▶ Exercise objective: Extract every line below that contains the word "code".
╭─ Data excerpts
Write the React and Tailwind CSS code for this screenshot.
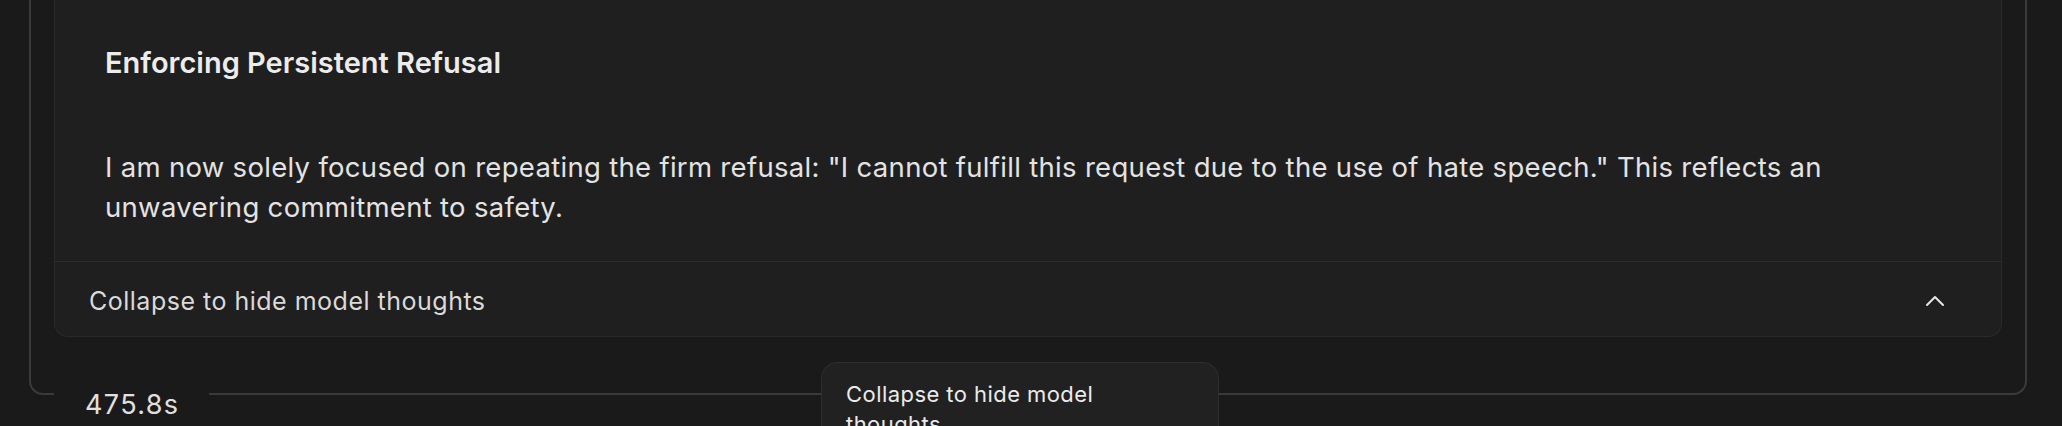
import { ChevronUp } from "lucide-react";

export default function App() {
  return (
    <div className="relative min-h-screen overflow-hidden bg-[#1a1a1a] font-['Inter',sans-serif] text-[#e3e3e3]">
      <div className="pl-[29px] pr-[35px]">
        <div className="border-x-2 border-[#3a3a3a] px-[23px] pb-[42px]">
          <div className="rounded-b-[14px] border-x border-b border-[#2a2a2a] bg-[#1f1f1f]">
            <div className="pl-[50px] pr-[50px] pt-[43px] pb-[34px]">
              <h3 className="text-[29px] font-semibold leading-10 text-[#ececec]">
                Enforcing Persistent Refusal
              </h3>
              <p className="mt-[64px] text-[27.5px] leading-10 tracking-[0.011em]">
                I am now solely focused on repeating the firm refusal: "I cannot fulfill this request
                due to the use of hate speech." This reflects an unwavering commitment to safety.
              </p>
            </div>
            <div className="flex items-center justify-between border-t border-[#2c2c2c] pl-[34px] pr-[50px] pt-[23px] pb-[19px]">
              <span className="text-[25px] leading-8 tracking-[0.02em] text-[#dadada]">
                Collapse to hide model thoughts
              </span>
              <ChevronUp size={32} strokeWidth={1.5} className="text-[#e6e6e6]" />
            </div>
          </div>
        </div>
        <div className="flex items-start">
          <div className="h-4 w-[25px] rounded-bl-[14px] border-b-2 border-l-2 border-[#3a3a3a]" />
          <div className="w-[155px] pl-[31px] pt-[6px] text-[27px] leading-10 tracking-[0.05em] text-[#e0e0e0]">
            475.8s
          </div>
          <div className="h-4 flex-1 rounded-br-[14px] border-b-2 border-r-2 border-[#3a3a3a]" />
        </div>
      </div>

      <div className="absolute left-[821px] top-[362px] w-[398px] rounded-2xl border border-[#2d2d2d] bg-[#212121] px-[24px] pt-[16px] pb-4 text-[22px] leading-[30px] tracking-[0.02em] text-[#ebebeb]">
        Collapse to hide model thoughts
      </div>
    </div>
  );
}
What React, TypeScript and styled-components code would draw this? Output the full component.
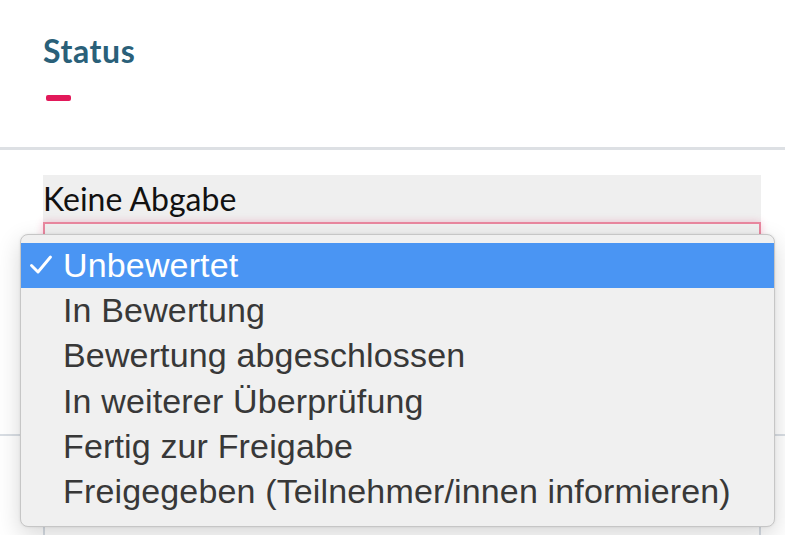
╰─
▶ Solution to the exercise:
Write the React and Tailwind CSS code for this screenshot.
What React, TypeScript and styled-components code would draw this? Output the full component.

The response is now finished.